What a realistic business case looks like
A realistic business case combines measurable savings with implementation cost and adoption assumptions. It should include software and integration cost, data preparation effort, governance overhead, user training, and finance validation processes. It should also assume that only a subset of categories will show immediate hard savings, while others will first deliver cycle-time and compliance improvements.

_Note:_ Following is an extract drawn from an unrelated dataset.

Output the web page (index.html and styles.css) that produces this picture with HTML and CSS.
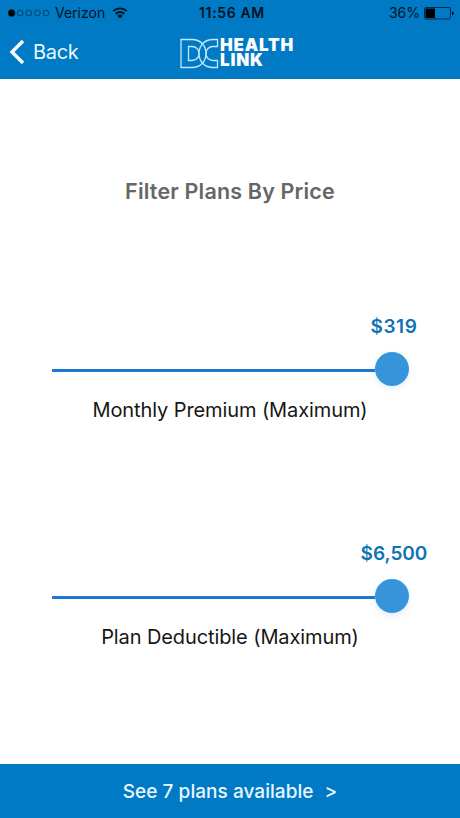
FILE: index.html
```
<!DOCTYPE html>
<html lang="en">

<head>
    <meta charset="UTF-8">
    <meta name="viewport" content="width=device-width, initial-scale=1.0">
    <title>DC Health Link - Filter Plans</title>
    <link rel="stylesheet" href="styles.css">
</head>

<body>
    <header class="header">
        <div class="status-bar">
            <div class="status-left">
                <svg class="signal" width="42" height="8" viewBox="0 0 42 8">
                    <circle class="signal-on" cx="3.6" cy="4" r="3.5" />
                    <circle cx="12.2" cy="4" r="2.9" />
                    <circle cx="20.8" cy="4" r="2.9" />
                    <circle cx="29.4" cy="4" r="2.9" />
                    <circle cx="38" cy="4" r="2.9" />
                </svg>
                <span class="carrier">Verizon</span>
                <svg class="wifi" width="16" height="12" viewBox="0 0 16 12">
                    <path d="M1.2 4.2a9.7 9.7 0 0 1 13.6 0M3.6 6.8a6.3 6.3 0 0 1 8.8 0" />
                    <path class="wifi-dot" d="M8 11.5L5.2 8.8a4 4 0 0 1 5.6 0z" />
                </svg>
            </div>
            <span class="clock">11:56 AM</span>
            <div class="status-right">
                <span class="battery-text">36%</span>
                <svg class="battery" width="30" height="13" viewBox="0 0 30 13">
                    <rect class="battery-case" x="0.5" y="0.5" width="26" height="11.5" rx="1.5" />
                    <rect x="1.5" y="1.5" width="9.5" height="9.5" />
                    <path d="M28 4.2q1.6.6 1.6 2t-1.6 2z" />
                </svg>
            </div>
        </div>
        <nav class="nav-bar">
            <a class="back" href="#">
                <svg width="16" height="26" viewBox="0 0 16 26">
                    <path d="M14 2L3 13l11 11" />
                </svg>
                <span>Back</span>
            </a>
            <div class="logo">
                <svg width="39" height="31" viewBox="0 0 39 31">
                    <path d="M1 1.500h11c8.500 0 14 6 14 14s-5.500 14-14 14H1zM8.500 8.500v14h3.500c4 0 7-2.800 7-7s-3-7-7-7z" />
                    <path d="M37.500 1.500H33c-8.500 0-14 6-14 14s5.500 14 14 14h4.500v-7H33c-4 0-7-2.800-7-7s3-7 7-7h4.500z" />
                </svg>
                <div class="logo-text">
                    <div class="logo-health">HEALTH</div>
                    <div class="logo-link">LINK</div>
                </div>
            </div>
        </nav>
    </header>

    <main class="content">
        <h1>Filter Plans By Price</h1>

        <section class="filter">
            <div class="value premium">$319</div>
            <div class="slider">
                <div class="track"></div>
                <div class="thumb"></div>
            </div>
            <div class="filter-label">Monthly Premium (Maximum)</div>
        </section>

        <section class="filter">
            <div class="value">$6,500</div>
            <div class="slider">
                <div class="track"></div>
                <div class="thumb"></div>
            </div>
            <div class="filter-label">Plan Deductible (Maximum)</div>
        </section>
    </main>

    <button class="see-plans"><span>See 7 plans available</span><span>&gt;</span></button>
</body>

</html>
```

FILE: styles.css
```
body {
    font-family: 'Inter', sans-serif;
    margin: 0;
    background-color: #fff;
    display: flex;
    flex-direction: column;
    height: 818px;
    overflow: hidden;
}

.header {
    background-color: #007ac5;
    height: 79px;
    flex-shrink: 0;
}

.status-bar {
    display: grid;
    grid-template-columns: 1fr auto 1fr;
    align-items: center;
    height: 26px;
    padding: 0 6px 0 8px;
    font-size: 14px;
    line-height: 26px;
    color: #001320;
}

.status-left,
.status-right {
    display: flex;
    align-items: center;
}

.status-right {
    justify-content: flex-end;
    gap: 4px;
}

.signal {
    fill: none;
    stroke: #003354;
    stroke-width: 0.8;
}

.signal-on {
    fill: #000;
}

.carrier {
    margin: 0 7px 0 5px;
}

.wifi {
    fill: none;
    stroke: #001320;
    stroke-width: 1.8;
}

.wifi-dot {
    fill: #001320;
    stroke: none;
}

.clock {
    font-weight: 600;
    letter-spacing: 0.65px;
    padding-left: 2px;
}

.battery-case {
    fill: none;
    stroke: #002a45;
}

.nav-bar {
    display: grid;
    grid-template-columns: 1fr auto 1fr;
    align-items: center;
    height: 52px;
    padding: 0 0 0 9px;
}

.back {
    display: flex;
    align-items: center;
    gap: 8px;
    color: #e9f7ff;
    font-size: 20px;
    letter-spacing: -0.3px;
    text-decoration: none;
}

.back path {
    fill: none;
    stroke: #fff;
    stroke-width: 3.4;
}

.logo {
    display: flex;
    align-items: center;
    gap: 1px;
    padding: 2px 0 0 5px;
}

.logo path {
    fill: none;
    stroke: #c4e6fa;
    stroke-width: 1.3;
}

.logo-text {
    color: #fff;
    font-size: 17px;
    line-height: 15.5px;
    font-weight: 900;
}

.logo-health {
    letter-spacing: 0.8px;
}

.logo-link {
    letter-spacing: 0.8px;
}

.content {
    flex: 1;
    min-height: 0;
}

h1 {
    margin: 98px 0 112px;
    text-align: center;
    font-size: 21.5px;
    line-height: 28px;
    font-weight: 600;
    letter-spacing: 0.17px;
    color: #666;
}

.filter {
    height: 227px;
}

.value {
    width: 136px;
    margin-left: 326px;
    text-align: center;
    font-size: 19px;
    line-height: 20px;
    font-weight: 600;
    color: #0f73b3;
}

.premium {
    letter-spacing: 0.6px;
}

.slider {
    display: flex;
    align-items: center;
    height: 34px;
    margin: 15px 51px 0 52px;
}

.track {
    flex: 1;
    height: 3px;
    margin-top: 3px;
    background-color: #1c78d0;
}

.thumb {
    width: 34px;
    height: 34px;
    border-radius: 50%;
    background-color: #3794da;
    box-shadow: 0 3px 7px rgba(55, 148, 218, 0.15);
}

.filter-label {
    margin-top: 12px;
    text-align: center;
    font-size: 20px;
    line-height: 25px;
    letter-spacing: -0.1px;
    color: #161616;
}

.see-plans {
    display: flex;
    align-items: center;
    justify-content: center;
    gap: 11px;
    height: 54px;
    flex-shrink: 0;
    border: none;
    background-color: #007ac5;
    color: #e9f7ff;
    font-family: inherit;
    font-size: 19px;
    font-weight: 500;
    letter-spacing: 0.05px;
}
```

In many distribution environments, the first year value comes from better preparation quality, reduced sourcing effort, and improved savings realization rather than dramatic price reductions. Over time, as the system learns category patterns and procurement teams trust the workflow, the enterprise can expand into more advanced AI-powered automation and broader operational intelligence use cases.
Conclusion
Generative AI can improve procurement negotiations in distribution, but the value case depends on disciplined cost savings evaluation. Enterprises should measure hard savings, operational impact, and realized financial outcomes through integrated ERP, procurement, and analytics workflows. They should use AI agents for preparation and orchestration, not uncontrolled autonomy, and they should build governance, security, and semantic retrieval into the architecture from the start.
For enterprise leaders, the strategic question is not whether generative AI can draft negotiation content. It is whether the organization can operationalize AI in a way that improves buying decisions, scales across categories, and stands up to finance, legal, and audit scrutiny. In distribution procurement, that is the standard that separates experimentation from enterprise value.